O historii pani Angeliki informowaliśmy kilka tygodni temu. Zobacz reportaż Uwagi! >>>
Kobieta została skazana za zaatakowanie nożem mężczyzny, który wcześniej napadł na jej męża.
Konflikt między rodziną pani Angeliki a jej sąsiadem i osobami, z którymi mieszkał, trwał od jakiegoś czasu. Dochodziło do kłótni, bo według relacji pani Angeliki, sąsiad kradł, robił imprezy i zażywał narkotyki. Z kolei mężczyźnie miał przeszkadzać płacz dziecka kobiety. Feralnego dnia doszło do kolejnej awantury. Pod mieszkanie kobiety przyszły dwie kobiety oraz mężczyzna. Mieli dobijać się do środka, a gdy w końcu ówczesny mąż pani Angeliki otworzył drzwi, został zaatakowany. Przerażona kobieta, myśląc, że jest w niebezpieczeństwie, wzięła z mieszkania nóż i wbiła go mężczyźnie w plecy.

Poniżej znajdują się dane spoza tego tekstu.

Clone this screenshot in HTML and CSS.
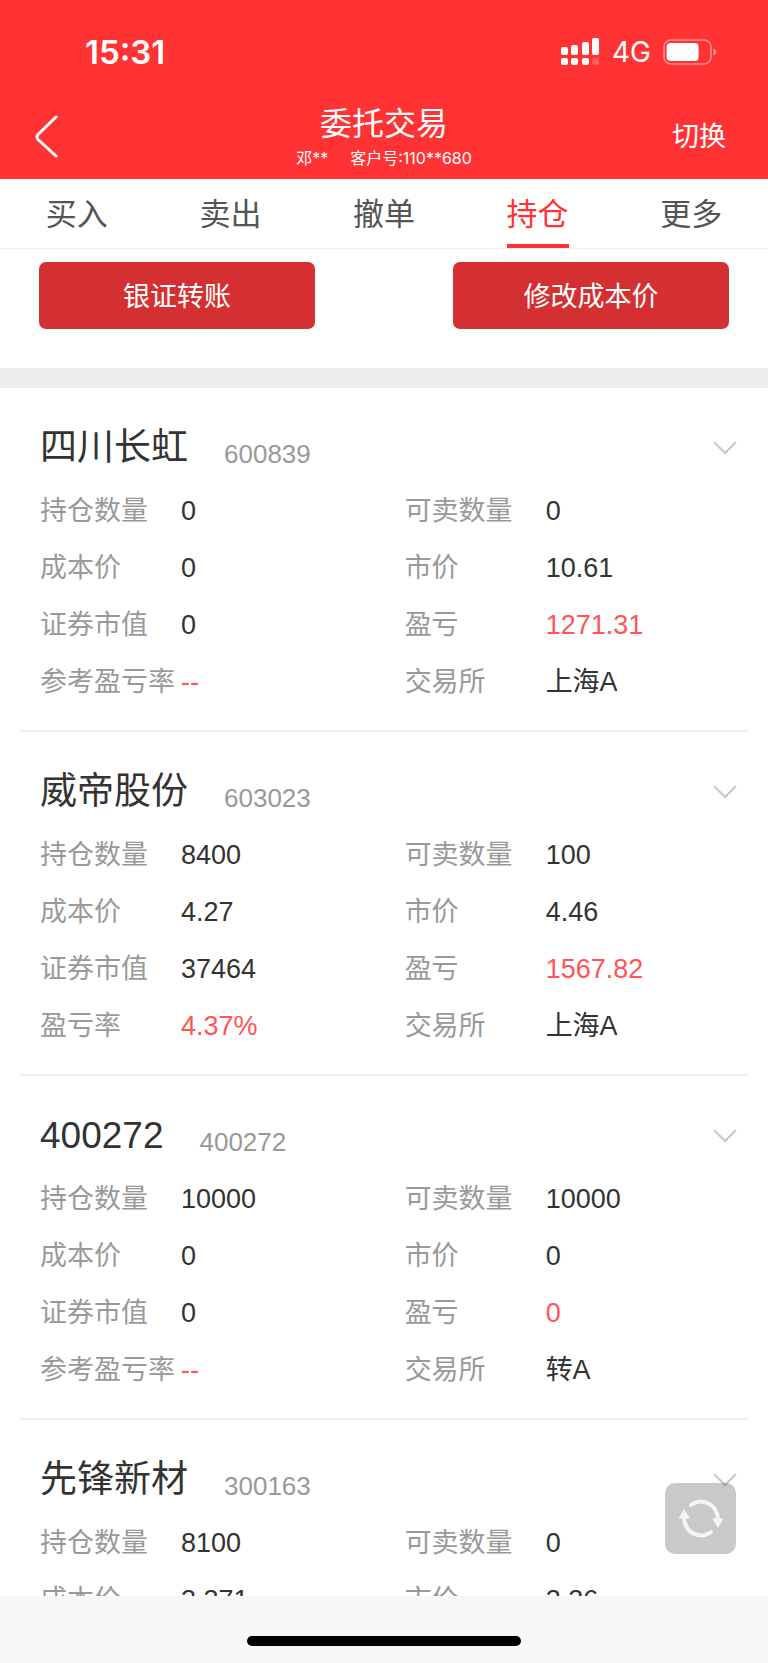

Mężczyzna przeżył atak, ale prokuratura postawiła pani Angelice zarzut usiłowania zabójstwa. Domagano się 8 lat więzienia, ale ostatecznie została skazana na 3 lata za spowodowanie ciężkiego uszczerbku na zdrowiu poszkodowanego. Sąd wziął pod uwagę również to, że kobieta działała w obronie swojego dziecka.
Pani Angelika trafiła do więzienia, gdzie spędziła 7 miesięcy. Została z niego jednak zwolniona ze względu na swoje dzieci, którymi musi się zajmować. Odbywanie kary odroczono.
Kara była odroczona do końca kwietnia 2024, więc pani Angelika od kilku tygodni jak na szpilkach czekała na decyzję o ułaskawieniu.